→ **Data section**:
+++

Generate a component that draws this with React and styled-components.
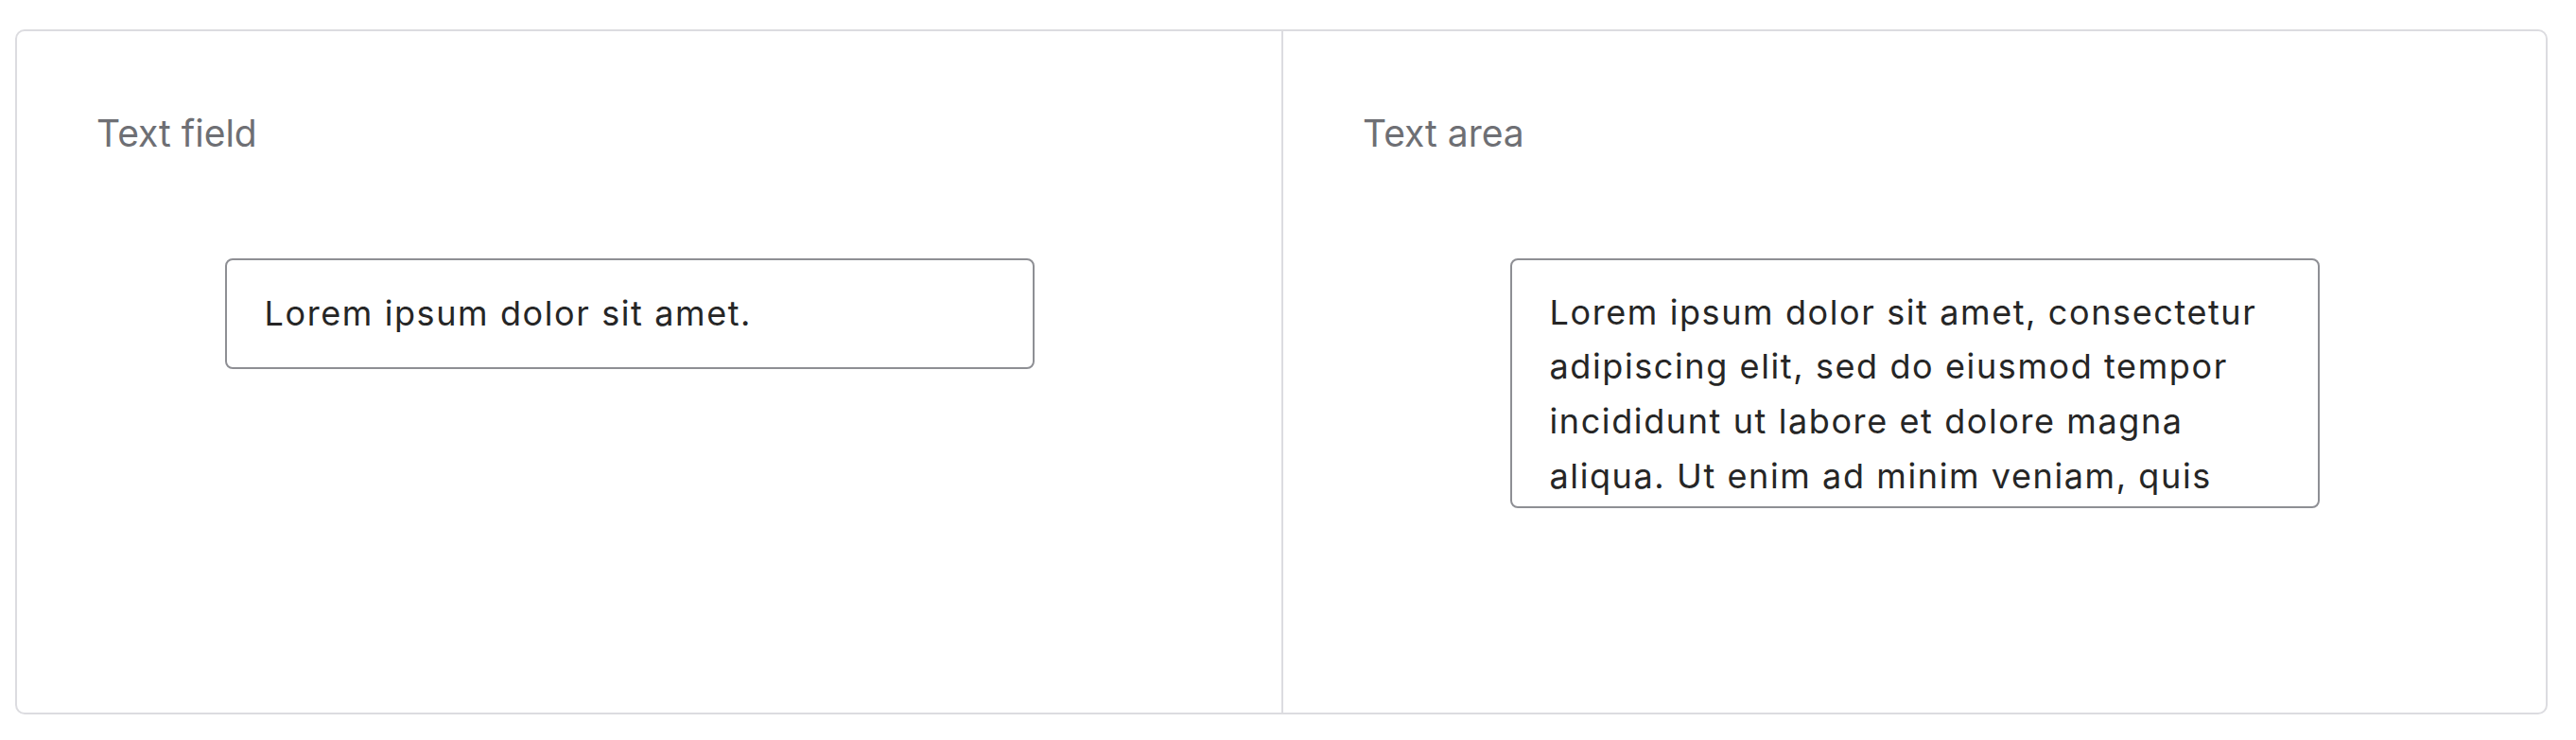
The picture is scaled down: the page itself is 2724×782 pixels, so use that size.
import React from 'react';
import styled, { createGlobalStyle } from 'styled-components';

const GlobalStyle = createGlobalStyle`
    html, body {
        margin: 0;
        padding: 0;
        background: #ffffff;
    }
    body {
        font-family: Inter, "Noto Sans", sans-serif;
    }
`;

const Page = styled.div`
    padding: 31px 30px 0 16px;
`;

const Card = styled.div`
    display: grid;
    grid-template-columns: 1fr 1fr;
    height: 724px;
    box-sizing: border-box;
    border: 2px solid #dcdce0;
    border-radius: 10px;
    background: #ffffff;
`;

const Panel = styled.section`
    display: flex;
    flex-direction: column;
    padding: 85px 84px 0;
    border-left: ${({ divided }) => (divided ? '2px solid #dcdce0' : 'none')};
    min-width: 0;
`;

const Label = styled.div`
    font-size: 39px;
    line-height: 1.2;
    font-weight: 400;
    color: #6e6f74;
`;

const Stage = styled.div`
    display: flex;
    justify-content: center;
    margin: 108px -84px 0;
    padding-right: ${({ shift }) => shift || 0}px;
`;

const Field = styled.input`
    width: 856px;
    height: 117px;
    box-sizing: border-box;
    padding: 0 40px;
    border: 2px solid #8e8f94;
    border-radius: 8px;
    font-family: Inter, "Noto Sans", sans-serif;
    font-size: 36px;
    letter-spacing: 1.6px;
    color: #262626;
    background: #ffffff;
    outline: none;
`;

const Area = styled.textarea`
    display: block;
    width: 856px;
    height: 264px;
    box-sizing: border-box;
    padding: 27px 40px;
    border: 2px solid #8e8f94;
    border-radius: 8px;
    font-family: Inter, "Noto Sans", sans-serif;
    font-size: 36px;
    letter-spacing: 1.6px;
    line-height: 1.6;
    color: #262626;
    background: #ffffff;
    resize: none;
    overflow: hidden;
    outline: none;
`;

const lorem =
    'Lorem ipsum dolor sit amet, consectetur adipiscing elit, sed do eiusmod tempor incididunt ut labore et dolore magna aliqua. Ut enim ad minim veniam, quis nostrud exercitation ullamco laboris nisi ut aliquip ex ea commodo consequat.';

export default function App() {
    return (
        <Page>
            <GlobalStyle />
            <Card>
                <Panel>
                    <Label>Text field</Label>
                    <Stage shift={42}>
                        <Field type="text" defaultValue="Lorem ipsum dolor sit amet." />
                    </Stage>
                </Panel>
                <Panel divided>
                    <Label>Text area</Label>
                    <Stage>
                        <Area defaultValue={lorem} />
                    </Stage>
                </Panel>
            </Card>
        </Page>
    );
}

+++

→ **Your objective**:
Extract exactly and only these lines: the line containing "The picture is", the line containing "ea commodo consequat.';", and every line between them.

→ **Written solution**:
The picture is scaled down: the page itself is 2724×782 pixels, so use that size.
import React from 'react';
import styled, { createGlobalStyle } from 'styled-components';

const GlobalStyle = createGlobalStyle`
    html, body {
        margin: 0;
        padding: 0;
        background: #ffffff;
    }
    body {
        font-family: Inter, "Noto Sans", sans-serif;
    }
`;

const Page = styled.div`
    padding: 31px 30px 0 16px;
`;

const Card = styled.div`
    display: grid;
    grid-template-columns: 1fr 1fr;
    height: 724px;
    box-sizing: border-box;
    border: 2px solid #dcdce0;
    border-radius: 10px;
    background: #ffffff;
`;

const Panel = styled.section`
    display: flex;
    flex-direction: column;
    padding: 85px 84px 0;
    border-left: ${({ divided }) => (divided ? '2px solid #dcdce0' : 'none')};
    min-width: 0;
`;

const Label = styled.div`
    font-size: 39px;
    line-height: 1.2;
    font-weight: 400;
    color: #6e6f74;
`;

const Stage = styled.div`
    display: flex;
    justify-content: center;
    margin: 108px -84px 0;
    padding-right: ${({ shift }) => shift || 0}px;
`;

const Field = styled.input`
    width: 856px;
    height: 117px;
    box-sizing: border-box;
    padding: 0 40px;
    border: 2px solid #8e8f94;
    border-radius: 8px;
    font-family: Inter, "Noto Sans", sans-serif;
    font-size: 36px;
    letter-spacing: 1.6px;
    color: #262626;
    background: #ffffff;
    outline: none;
`;

const Area = styled.textarea`
    display: block;
    width: 856px;
    height: 264px;
    box-sizing: border-box;
    padding: 27px 40px;
    border: 2px solid #8e8f94;
    border-radius: 8px;
    font-family: Inter, "Noto Sans", sans-serif;
    font-size: 36px;
    letter-spacing: 1.6px;
    line-height: 1.6;
    color: #262626;
    background: #ffffff;
    resize: none;
    overflow: hidden;
    outline: none;
`;

const lorem =
    'Lorem ipsum dolor sit amet, consectetur adipiscing elit, sed do eiusmod tempor incididunt ut labore et dolore magna aliqua. Ut enim ad minim veniam, quis nostrud exercitation ullamco laboris nisi ut aliquip ex ea commodo consequat.';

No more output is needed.